Vera followed the signs to the children’s ward on the second floor. Colorful drawings were taped to the walls, and misshapen artwork made from pipe cleaners and cotton balls hung from the ceiling like weird descending spiders. She gripped the gun in her handbag and went from room to room, peering in to look for bed 29. Vera didn’t know why the girl had been moved, but she wondered if Jacob had called ahead and requested it.

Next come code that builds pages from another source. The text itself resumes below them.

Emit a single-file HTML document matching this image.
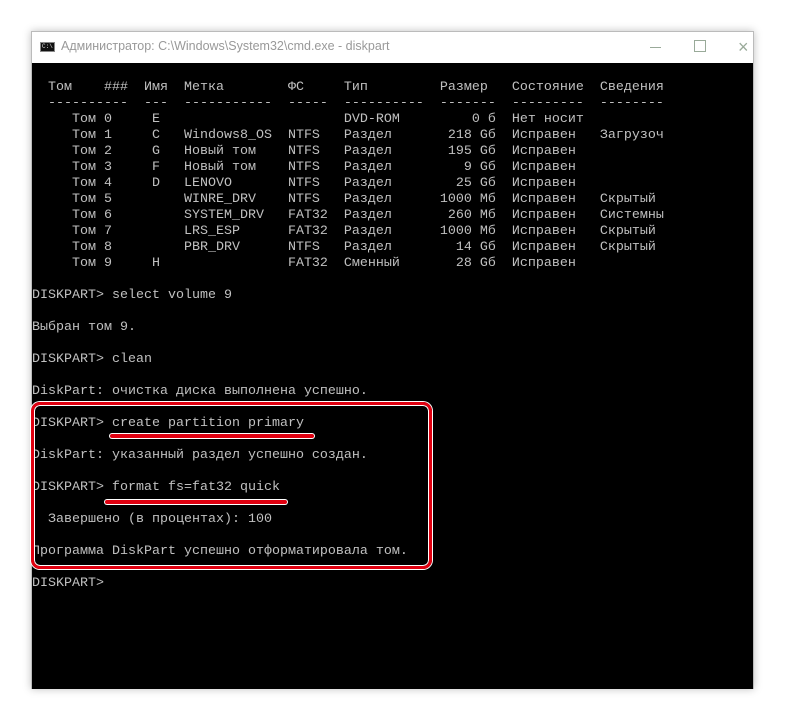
<!DOCTYPE html>
<html><head><meta charset="utf-8"><style>
html,body{margin:0;padding:0;background:#fff;width:786px;height:720px;overflow:hidden;position:relative}
#win{position:absolute;left:31px;top:31px;width:723px;height:658px;background:#fff;box-shadow:0 0 8px rgba(0,0,0,0.25);border:1px solid #bbb;box-sizing:border-box}
#title{position:absolute;left:0;top:0;width:100%;height:31px;background:#fff}
#ttxt{position:absolute;left:29px;top:7px;font:12.5px "Liberation Sans","DejaVu Sans",sans-serif;color:#999}
#icon{position:absolute;left:8px;top:10px;width:15px;height:10px;background:#111;border:1px solid #888;box-sizing:border-box;color:#ddd;font:6px "Liberation Mono",monospace;line-height:8px;padding-left:1px}
#con{position:absolute;left:0;top:31px;width:721px;height:626px;background:#000;overflow:hidden}
pre{margin:0;position:absolute;left:0;top:17px;font:13.33px/16px "Liberation Mono","DejaVu Sans Mono",monospace;color:#c0c0c0}
.box{position:absolute;left:31px;top:402px;width:401px;height:167px;border:3px solid #e00010;border-radius:9px;box-sizing:border-box;box-shadow:inset 0 0 0 1px #fff,0 0 0 1px #fff}
.ul{position:absolute;height:4px;background:#e00010;border-radius:2px;box-shadow:0 0 0 1px #fff}
</style></head><body>
<div id="win">
<div id="title"><div id="icon">C:\</div><div id="ttxt">Администратор: C:\Windows\System32\cmd.exe - diskpart</div>
<div style="position:absolute;left:618px;top:15px;width:11px;height:1px;background:#9a9"></div>
<div style="position:absolute;left:662px;top:8px;width:10px;height:10px;border:1px solid #9a9"></div>
<div style="position:absolute;left:706px;top:5px;font:18px 'Liberation Sans',sans-serif;color:#9a9">×</div>
</div>
<div id="con"><pre id="p"></pre></div>
</div>
<div class="box"></div>
<div class="ul" style="left:110px;top:434px;width:204px"></div>
<div class="ul" style="left:105px;top:500px;width:182px"></div>
<script>
function P(s,n){s=String(s);while(s.length<n)s+=' ';return s}
function L(s,n){s=String(s);while(s.length<n)s=' '+s;return s}
var rows=[["Том 0","E","","","DVD-ROM","0 б","Нет носит",""],
["Том 1","C","Windows8_OS","NTFS","Раздел","218 Gб","Исправен","Загрузоч"],
["Том 2","G","Новый том","NTFS","Раздел","195 Gб","Исправен",""],
["Том 3","F","Новый том","NTFS","Раздел","9 Gб","Исправен",""],
["Том 4","D","LENOVO","NTFS","Раздел","25 Gб","Исправен",""],
["Том 5","","WINRE_DRV","NTFS","Раздел","1000 Mб","Исправен","Скрытый"],
["Том 6","","SYSTEM_DRV","FAT32","Раздел","260 Mб","Исправен","Системны"],
["Том 7","","LRS_ESP","FAT32","Раздел","1000 Mб","Исправен","Скрытый"],
["Том 8","","PBR_DRV","NTFS","Раздел","14 Gб","Исправен","Скрытый"],
["Том 9","H","","FAT32","Сменный","28 Gб","Исправен",""]];
var out=["  Том    ###  Имя  Метка        ФС     Тип         Размер   Состояние  Сведения",
"  ----------  ---  -----------  -----  ----------  -------  ---------  --------"];
rows.forEach(function(r){out.push(P("     "+r[0],15)+P(r[1],4)+P(r[2],13)+P(r[3],7)+P(r[4],12)+L(r[5],7)+"  "+P(r[6],11)+r[7]);});
out=out.concat(["","DISKPART&gt; select volume 9","","Выбран том 9.","","DISKPART&gt; clean","","DiskPart: очистка диска выполнена успешно.","","DISKPART&gt; create partition primary","","DiskPart: указанный раздел успешно создан.","","DISKPART&gt; format fs=fat32 quick","","  Завершено (в процентах): 100","","Программа DiskPart успешно отформатировала том.","","DISKPART&gt;"]);
document.getElementById('p').innerHTML=out.join("\n");
</script>
</body></html>
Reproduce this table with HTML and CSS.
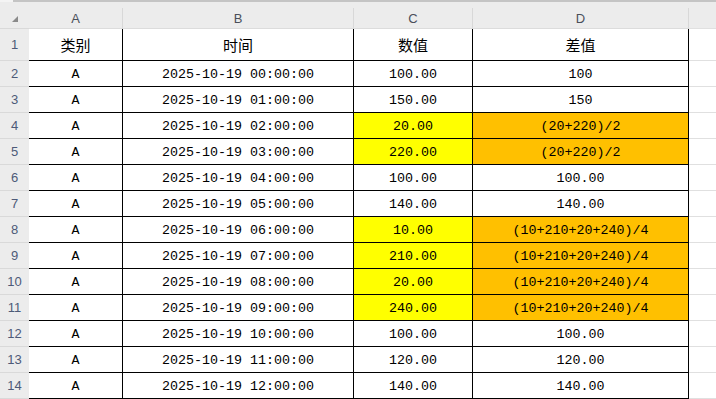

If that was the case, it meant that Jacob had found his wife in a pool of her own blood on the kitchen floor, and he would be on his way back now, so she didn’t have much time. Trying to hide his daughter instead of calling building security and the police meant Jacob had not alerted the hospital authorities of her plan. It meant he wanted to fight. He wanted Vera to himself.

She smiled. She wanted him too.

Vera found the girl in an empty room, the light from the crack in the curtains falling across her soft face. There was a dullness and a sunken quality to her features that told Vera the girl wasn’t out of the coma yet, that behind the closed eyelids and long dark lashes there probably wasn’t much going on.

In a way, that was a shame. Neina had known what was coming. Vera had seen her thoughts shuddering through her face as she lost her grip on the earth and began to leave her body. All the days that she wouldn’t experience, days that had been promised to her—birthdays and anniversaries and simple evenings staring at the rolling sea with her loving family by her side. Sunrises and sunsets. Neina had known then that she’d enjoyed her very last meal. She’d made her last phone call. She’d chosen her last outfit. This was it. This painful and terrifying and fury-filled end was hers, and there was not a thing she could do about it.

Vera wouldn’t get to see all those emotions race through Beaty, the knowledge that Vera was the all-powerful force that had chosen when to bring her life to a close. But that was okay. More victims would come. More delicious ends. Vera had crossed into the bad world, and there was no going back.